Xu dan rekannya, Zhang Yu (yang masih buron), menghadapi sembilan tuduhan terkait peretasan dan pencurian penelitian COVID-19 dari universitas-universitas AS pada Februari 2020. Menurut DOJ, Xu bekerja untuk Shanghai Powerock Network – perusahaan yang diduga menjadi “tangan panjang” pemerintah China dalam operasi siber ilegal.
Operasi Peretasan yang Menggurita
Kasus ini bukan sekadar insiden biasa. Xu dan Zhang disebut sebagai bagian dari kelompok peretas Hafnium yang bertanggung jawab atas peretasan massal server Microsoft Exchange pada Maret 2021. Lebih dari 60.000 server milik usaha kecil di AS dibobol, memungkinkan pencurian data sensitif termasuk email dan buku alamat perusahaan.
Yang lebih mengkhawatirkan, Hafnium kini dilaporkan melancarkan kampanye baru bernama Silk Typhoon yang menargetkan perusahaan besar dan instansi pemerintah. Pola ini konsisten dengan temuan sebelumnya tentang operasi peretas China terhadap infrastruktur kritis di Asia Tenggara.
Baca Juga:
Perang Siber yang Tak Pernah Usai
Kasus Xu bukan yang pertama. Sejak 2017, DOJ telah mengeluarkan lebih dari 60 dakwaan terhadap peretas China, termasuk empat peretas militer China yang diduga membobol Equifax. Pola serupa selalu muncul: target penelitian vital, infrastruktur kritis, dan data strategis.
Pertanyaannya: mengapa penelitian COVID-19 menjadi incaran? Analis keamanan siber menduga, China ingin mempercepat pengembangan vaksinnya sendiri dengan mencuri penelitian AS. Dalam dunia yang semakin digital, perang tidak lagi hanya terjadi di medan tempur, tetapi juga di ruang server dan laboratorium penelitian.

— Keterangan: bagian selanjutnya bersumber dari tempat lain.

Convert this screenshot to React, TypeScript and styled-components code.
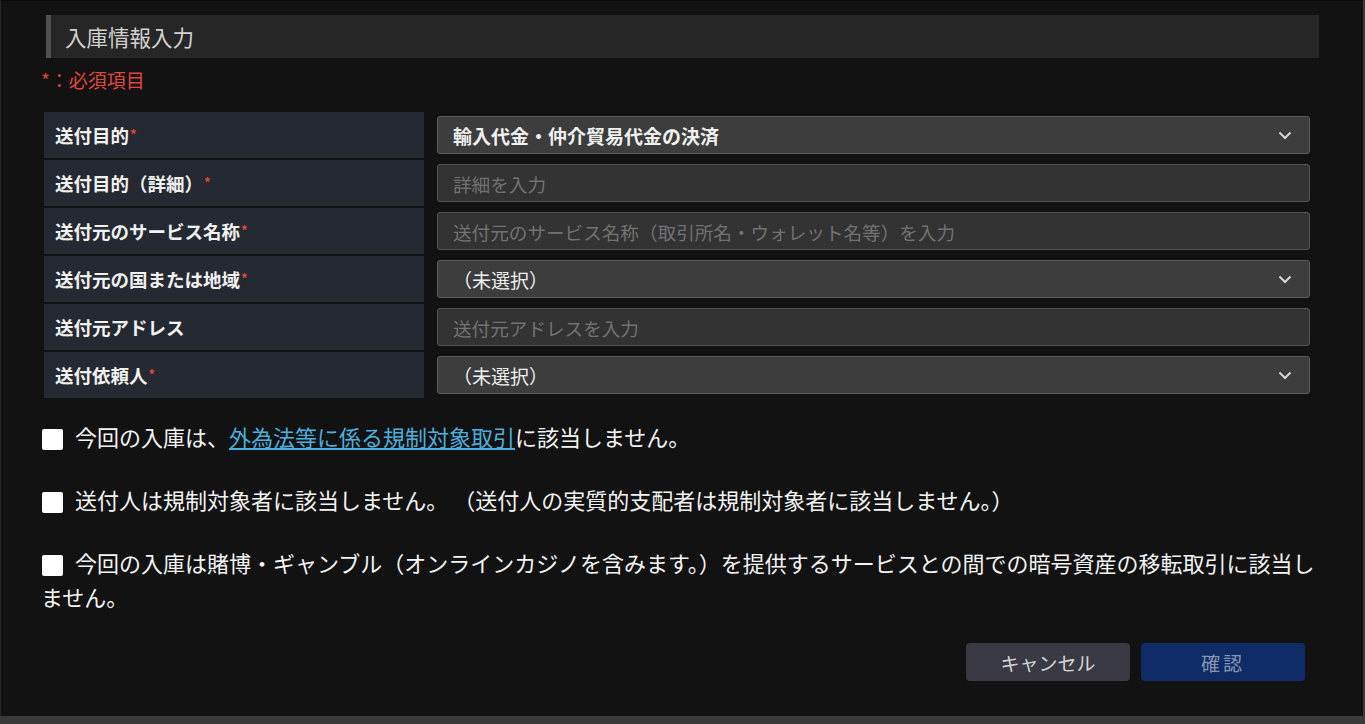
import React from 'react';
import styled, { createGlobalStyle } from 'styled-components';

const GlobalStyle = createGlobalStyle`
  body {
    margin: 0;
    background: #3a3a3a;
    font-family: "Noto Sans CJK JP", "Noto Sans", sans-serif;
  }
`;

type Field = {
  label: string;
  required?: boolean;
  kind: 'select' | 'input';
  value?: string;
  placeholder?: string;
};

const fields: Field[] = [
  { label: '送付目的', required: true, kind: 'select', value: '輸入代金・仲介貿易代金の決済' },
  { label: '送付目的（詳細）', required: true, kind: 'input', placeholder: '詳細を入力' },
  { label: '送付元のサービス名称', required: true, kind: 'input', placeholder: '送付元のサービス名称（取引所名・ウォレット名等）を入力' },
  { label: '送付元の国または地域', required: true, kind: 'select', value: '（未選択）' },
  { label: '送付元アドレス', kind: 'input', placeholder: '送付元アドレスを入力' },
  { label: '送付依頼人', required: true, kind: 'select', value: '（未選択）' },
];

const Chevron = () => (
  <svg width="14" height="9" viewBox="0 0 14 9">
    <polyline points="1.5,1.5 7,7 12.5,1.5" fill="none" stroke="#d8d8d8" strokeWidth="2" />
  </svg>
);

const App = () => {
  return (
    <>
      <GlobalStyle />
      <Card>
        <Heading>入庫情報入力</Heading>
        <Note>*：必須項目</Note>
        <Table>
          {fields.map((f) => (
            <Row key={f.label}>
              <Label>
                {f.label}
                {f.required && <Star>*</Star>}
              </Label>
              <Cell>
                {f.kind === 'select' ? (
                  <Select $bold={f.value !== '（未選択）'}>
                    <span>{f.value}</span>
                    <Chevron />
                  </Select>
                ) : (
                  <Input placeholder={f.placeholder} />
                )}
              </Cell>
            </Row>
          ))}
        </Table>
        <Checks>
          <Check>
            <Box type="checkbox" />
            今回の入庫は、<Link href="#">外為法等に係る規制対象取引</Link>に該当しません。
          </Check>
          <Check>
            <Box type="checkbox" />
            送付人は規制対象者に該当しません。 （送付人の実質的支配者は規制対象者に該当しません。）
          </Check>
          <Check>
            <Box type="checkbox" />
            今回の入庫は賭博・ギャンブル（オンラインカジノを含みます。）を提供するサービスとの間での暗号資産の移転取引に該当しません。
          </Check>
        </Checks>
        <Actions>
          <Button $variant="cancel">キャンセル</Button>
          <Button $variant="confirm">確認</Button>
        </Actions>
      </Card>
    </>
  );
};

export default App;

const Card = styled.div`
  width: 1363px;
  height: 716px;
  box-sizing: border-box;
  background: #121212;
  border-top: 1px solid #0a0a0a;
  border-left: 1px solid #262626;
  padding: 14px 44px 0 40px;
`;

const Heading = styled.div`
  margin-left: 5px;
  height: 43px;
  box-sizing: border-box;
  display: flex;
  align-items: center;
  background: #262626;
  border-left: 5px solid #505050;
  padding-left: 14px;
  font-size: 21.5px;
  color: #d2d2d2;
`;

const Note = styled.div`
  margin-top: 9px;
  height: 26px;
  line-height: 26px;
  font-size: 19px;
  color: #e0473a;
`;

const Table = styled.div`
  margin: 19px 9px 0 3px;
  display: flex;
  flex-direction: column;
  gap: 2px;
`;

const Row = styled.div`
  display: flex;
  align-items: center;
  gap: 13px;
  height: 46px;
`;

const Label = styled.div`
  width: 380px;
  height: 100%;
  box-sizing: border-box;
  display: flex;
  align-items: center;
  padding-left: 11px;
  background: #252932;
  color: #f2f2f2;
  font-size: 18.5px;
  font-weight: bold;
`;

const Star = styled.span`
  color: #e0473a;
  font-size: 13px;
  align-self: flex-start;
  margin-top: 12px;
  margin-left: 1px;
`;

const Cell = styled.div`
  flex: 1;
`;

const Select = styled.div<{ $bold: boolean }>`
  height: 38px;
  box-sizing: border-box;
  display: flex;
  align-items: center;
  justify-content: space-between;
  padding: 0 17px 0 15px;
  background: #3d3d3d;
  border: 1px solid #5e5e5e;
  border-radius: 3px;
  color: #f0f0f0;
  font-size: 19px;
  font-weight: ${(p) => (p.$bold ? 'bold' : 'normal')};
`;

const Input = styled.input`
  width: 100%;
  height: 38px;
  box-sizing: border-box;
  padding: 0 15px;
  background: #333333;
  border: 1px solid #555555;
  border-radius: 3px;
  color: #f0f0f0;
  font-family: inherit;
  font-size: 18.6px;
  outline: none;

  &::placeholder {
    color: #727272;
  }
`;

const Checks = styled.div`
  margin-top: 21px;
  display: flex;
  flex-direction: column;
  gap: 29px;
`;

const Check = styled.label`
  display: block;
  color: #f4f4f4;
  font-size: 22px;
  line-height: 34px;
`;

const Box = styled.input`
  appearance: none;
  width: 21px;
  height: 21px;
  margin: 0 12px 0 1px;
  vertical-align: -4px;
  background: #ffffff;
  border-radius: 2px;
`;

const Link = styled.a`
  color: #4ab0dd;
  text-decoration: underline;
`;

const Actions = styled.div`
  margin: 30px 14px 0 0;
  display: flex;
  justify-content: flex-end;
  gap: 11px;
`;

const Button = styled.button<{ $variant: 'cancel' | 'confirm' }>`
  width: 164px;
  height: 38px;
  border: none;
  border-radius: 4px;
  font-family: inherit;
  font-size: 19px;
  cursor: pointer;
  background: ${(p) => (p.$variant === 'cancel' ? '#393a44' : '#0f2b68')};
  color: ${(p) => (p.$variant === 'cancel' ? '#d6d6d6' : '#8796b0')};
  letter-spacing: ${(p) => (p.$variant === 'confirm' ? '3px' : '0')};
`;
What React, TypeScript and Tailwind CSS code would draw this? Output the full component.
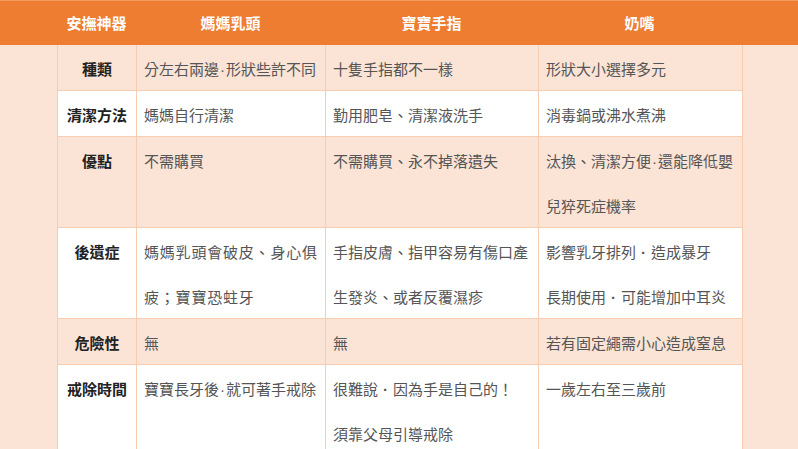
import React from "react";

type Row = { label: string; peach: boolean; cells: string[][]; wide?: number[] };

const rows: Row[] = [
  { label: "種類", peach: true, cells: [["分左右兩邊·形狀些許不同"], ["十隻手指都不一樣"], ["形狀大小選擇多元"]] },
  { label: "清潔方法", peach: false, cells: [["媽媽自行清潔"], ["勤用肥皂、清潔液洗手"], ["消毒鍋或沸水煮沸"]] },
  { label: "優點", peach: true, cells: [["不需購買"], ["不需購買、永不掉落遺失"], ["汰換、清潔方便·還能降低嬰", "兒猝死症機率"]] },
  {
    label: "後遺症",
    peach: false,
    cells: [
      ["媽媽乳頭會破皮、身心俱", "疲；寶寶恐蛀牙"],
      ["手指皮膚、指甲容易有傷口產", "生發炎、或者反覆濕疹"],
      ["影響乳牙排列，造成暴牙", "長期使用，可能增加中耳炎"],
    ],
    wide: [0],
  },
  { label: "危險性", peach: true, cells: [["無"], ["無"], ["若有固定繩需小心造成窒息"]] },
  { label: "戒除時間", peach: false, cells: [["寶寶長牙後·就可著手戒除"], ["很難說，因為手是自己的！", "須靠父母引導戒除"], ["一歲左右至三歲前"]] },
];

const font = { fontFamily: '"Noto Sans CJK TC", "Noto Sans", sans-serif' };

function renderLine(l: string) {
  const parts: React.ReactNode[] = [];
  let buf = "";
  let key = 0;
  for (const ch of l) {
    if (ch === "·") {
      if (buf) parts.push(buf);
      buf = "";
      parts.push(
        <span key={key++} className="font-['Liberation_Sans'] leading-none px-[1px]">
          ·
        </span>
      );
    } else if (ch === "，") {
      if (buf) parts.push(buf);
      buf = "";
      parts.push(
        <span key={key++} className="inline-block w-[15px] text-center font-['Liberation_Sans'] font-bold leading-none">
          ·
        </span>
      );
    } else {
      buf += ch;
    }
  }
  if (buf) parts.push(buf);
  return parts;
}

export default function App() {
  return (
    <div className="min-h-screen w-[798px] h-[449px] overflow-hidden bg-[#fbe4d6]" style={font}>
      <div className="h-[45px] w-full bg-[#ee7c31] border-t border-[#f29a5e]">
        <div className="ml-[57px] grid grid-cols-[79px_189px_213px_203px] h-[44px] items-center text-[15px] font-bold text-white">
          <div className="text-center">安撫神器</div>
          <div className="text-center">媽媽乳頭</div>
          <div className="text-center">寶寶手指</div>
          <div className="text-center">奶嘴</div>
        </div>
      </div>
      <table className="ml-[57px] w-[685px] border-collapse table-fixed">
        <colgroup>
          <col className="w-[79px]" />
          <col className="w-[189px]" />
          <col className="w-[213px]" />
          <col className="w-[204px]" />
        </colgroup>
        <tbody>
          {rows.map((r, i) => (
            <tr key={i} className={r.peach ? "bg-[#fbe4d6]" : "bg-white"}>
              <td className="border border-t-0 border-[#f7cdb2] align-top text-center text-[15px] font-bold text-[#222] whitespace-nowrap">
                <div className="h-[45px] leading-[48px]">{r.label}</div>
              </td>
              {r.cells.map((lines, j) => (
                <td
                  key={j}
                  className={
                    "border border-t-0 border-[#f7cdb2] align-top pl-[7px] text-[15px] text-[#555] whitespace-nowrap " +
                    (r.wide && r.wide.includes(j) ? "tracking-[0.8px]" : "")
                  }
                >
                  {lines.map((l, k) => (
                    <div key={k} className="h-[45px] leading-[48px]">
                      {renderLine(l)}
                    </div>
                  ))}
                </td>
              ))}
            </tr>
          ))}
        </tbody>
      </table>
    </div>
  );
}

Kabar penangkapan ini muncul di tengah ketegangan AS-China yang semakin memanas, terutama di bidang teknologi. Seperti yang terjadi pada perkembangan AI yang juga menjadi medan pertarungan baru, perang siber menjadi front terdepan dalam persaingan global kedua negara adidaya ini.
Dengan Xu kini dalam tahanan Italia (menunggu ekstradisi ke AS), apakah ini akan menjadi titik balik dalam perang siber AS-China? Atau justru akan memicu operasi balasan yang lebih masif? Satu hal yang pasti: dunia maya semakin tidak aman, dan kita semua – mulai dari pemerintah hingga pelaku usaha kecil – harus lebih waspada.